As a young man, Updike for a time felt he could not maintain the Christian faith in which he had been raised, and he took this hard, too. His reading became heavily theological, in particular the works of the Danish philosopher Soren Kierkegaard and the Swiss theologian Karl Barth, both of whom he unfailingly named when asked about authors who had "changed his life." In Odd Jobs, for example, he includes his response to a request, from a British newspaper, to contribute to a weekly section called "A Book that Changed Me." From Kierkegaard, Updike wrote, he eagerly took
the idea that subjectivity too has its rightful claims, amid all the desolating objective evidence of our insignificance and futility and final nonexistence; faith is not a deduction but an act of will, a heroism. So I took courage and thumbed my nose, in a sense, at the world, in imitation of Kierkegaard's proud, jeering, disorderly tone.
There is here perhaps more exhiliration than hard, good sense--and it is, I guess, his point that hard, good sense has its limits. Close readers of Updike's work will detect an abiding interest in things theological and a distinct, if in these times unconventional, religious sensibility. Perhaps one senses it most in the way things look--the manner, I mean, with which ordinary objects are charged with something resembling what the poet Hopkins called "God's grandeur."

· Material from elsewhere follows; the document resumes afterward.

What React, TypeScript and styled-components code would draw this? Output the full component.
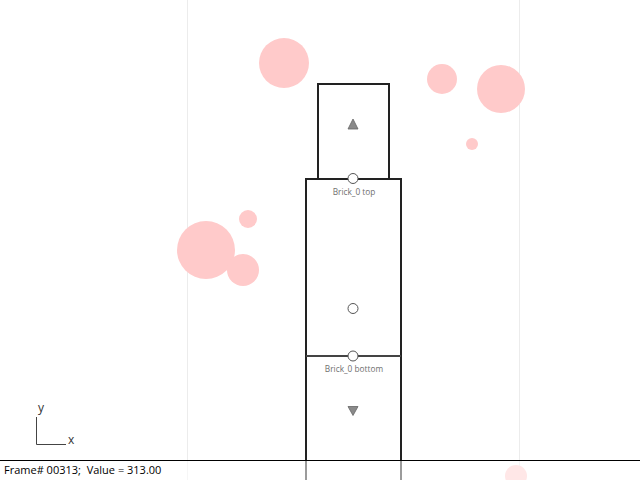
import styled, { createGlobalStyle } from "styled-components";

const GlobalStyle = createGlobalStyle`
    html, body {
        margin: 0;
        padding: 0;
        background: #ffffff;
    }
`;

interface Ball {
    x: number;
    y: number;
    r: number;
}

const balls: Ball[] = [
    { x: 284, y: 63, r: 25 },
    { x: 442, y: 79, r: 15 },
    { x: 501, y: 89, r: 24 },
    { x: 472, y: 144, r: 6 },
    { x: 248, y: 219, r: 9 },
    { x: 206, y: 250, r: 29 },
    { x: 243, y: 270, r: 16 },
    { x: 516, y: 476, r: 11 },
];

const App = () => {
    return (
        <>
            <GlobalStyle />
            <Viewport>
                <Scene width={640} height={480} viewBox="0 0 640 480">
                    <line x1={187.5} y1={0} x2={187.5} y2={480} stroke="#ececec" />
                    <line x1={519.5} y1={0} x2={519.5} y2={480} stroke="#ececec" />
                    {balls.map((b, i) => (
                        <circle key={i} cx={b.x} cy={b.y} r={b.r} fill="#ffcaca" />
                    ))}
                    {/* top brick */}
                    <rect x={318} y={84} width={71} height={95} fill="none" stroke="#222" strokeWidth={2} />
                    {/* main brick */}
                    <path d="M306 500 L306 179 L401 179 L401 500" fill="none" stroke="#222" strokeWidth={2} />
                    <line x1={306} y1={356} x2={401} y2={356} stroke="#444" strokeWidth={2} />
                    <polygon points="353,119 358,129 348,129" fill="#8a8a8a" stroke="#666" strokeWidth={0.8} />
                    <polygon points="348,406.5 358,406.5 353,415.5" fill="#8a8a8a" stroke="#666" strokeWidth={0.8} />
                    <circle cx={353} cy={178.5} r={5} fill="#fff" stroke="#555" />
                    <circle cx={353} cy={308.5} r={5} fill="#fff" stroke="#555" />
                    <circle cx={353} cy={356} r={5} fill="#fff" stroke="#555" />
                    {/* axis */}
                    <path d="M36.5 417 L36.5 444.5 L66 444.5" fill="none" stroke="#444" />
                </Scene>
                <Label $x={354} $y={186}>Brick_0 top</Label>
                <Label $x={354} $y={363}>Brick_0 bottom</Label>
                <AxisText $x={38} $y={400}>y</AxisText>
                <AxisText $x={68} $y={432}>x</AxisText>
                <StatusBar>Frame# 00313;&nbsp; Value = 313.00</StatusBar>
            </Viewport>
        </>
    );
};

export default App;

const Viewport = styled.div`
    position: relative;
    width: 640px;
    height: 480px;
    overflow: hidden;
    background: #ffffff;
`;

const Scene = styled.svg`
    display: block;
`;

const Label = styled.span<{ $x: number; $y: number }>`
    position: absolute;
    left: ${({ $x }) => $x}px;
    top: ${({ $y }) => $y}px;
    transform: translateX(-50%);
    font-family: "Open Sans", "Noto Sans", sans-serif;
    font-size: 8.3px;
    line-height: 12px;
    color: #6f6f6f;
    white-space: nowrap;
`;

const AxisText = styled.span<{ $x: number; $y: number }>`
    position: absolute;
    left: ${({ $x }) => $x}px;
    top: ${({ $y }) => $y}px;
    font-family: "Open Sans", "Noto Sans", sans-serif;
    font-size: 12px;
    line-height: 16px;
    color: #333;
`;

const StatusBar = styled.div`
    position: absolute;
    left: 0;
    right: 0;
    bottom: 0;
    height: 20px;
    padding-bottom: 2px;
    box-sizing: border-box;
    border-top: 1px solid #000;
    background: rgba(255, 255, 255, 0.55);
    padding-left: 4px;
    display: flex;
    align-items: center;
    font-family: "Open Sans", "Noto Sans", sans-serif;
    font-size: 11px;
    color: #000;
    white-space: pre;
`;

In the interests of balance, he is not for everyone. Students, when asked to read a Rabbit novel, frequently express repugnance for the main character. I won't defend him. It's true that you will not feel about Rabbit Angstrom the way you are apt to feel about, say, Constantine Dimitrich Levin. But while the Russian may be ahead of the American in the likable department, I don't think he is a more representative specimen of humanity. Getting tired of Rabbit Angstrom reminds me of what Dr Johnson said about being tired of London: it's like being tired of life.